Translate operational work into dealable evidence: show the pilot design, control group results, roll‑out plan, and realized KPIs (revenue per account, margin per unit, etc.). Use visualizations — waterfalls, cohort retention curves, and unit‑economics bridges — to make the story easy to underwrite. Buyers reward verifiable, repeatable improvements that map directly into cash flow.

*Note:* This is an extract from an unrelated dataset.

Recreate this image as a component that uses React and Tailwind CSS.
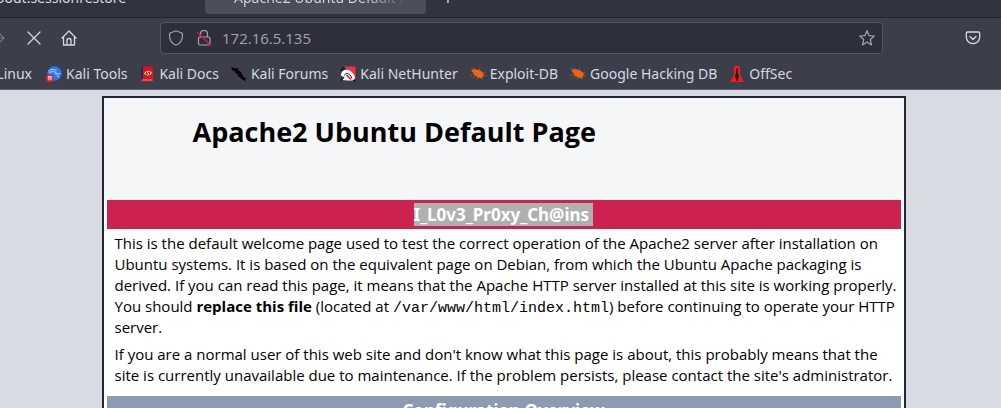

Diligence‑ready data rooms and a crisp exit narrative
A clean, well‑organized data room is a multiplier: it shortens diligence, reduces buyer skepticism, and preserves leverage. Structure the room around the story you want to sell — commercial traction, product defensibility, operational improvements — and include the raw datasets and queries that back every headline KPI. Common essentials are: historic P&Ls and working papers, KPI export files with data dictionaries, customer contracts and retention proof, product roadmaps and IP registers, compliance and security artifacts, and the value‑creation program documentation (workstreams, owners, timelines, pilots).
Beyond documents, craft a one‑page exit narrative that links the KPI deck to the competitive landscape and the go‑forward plan. Anticipate the top diligence questions and answer them preemptively with supporting evidence: sensitivity cases, downside mitigants, and key dependencies. When buyers can see the mechanics behind the numbers and the required next steps to protect upside, bids rise and timelines compress.
In sum, proving value is an evidence game. Standardize KPIs, build rigorous before/after proof for every major initiative, and make diligence effortless with organized data and a focused narrative. Done well, these steps lock operational improvements into the valuation conversation and convert execution wins into tangible premium at exit.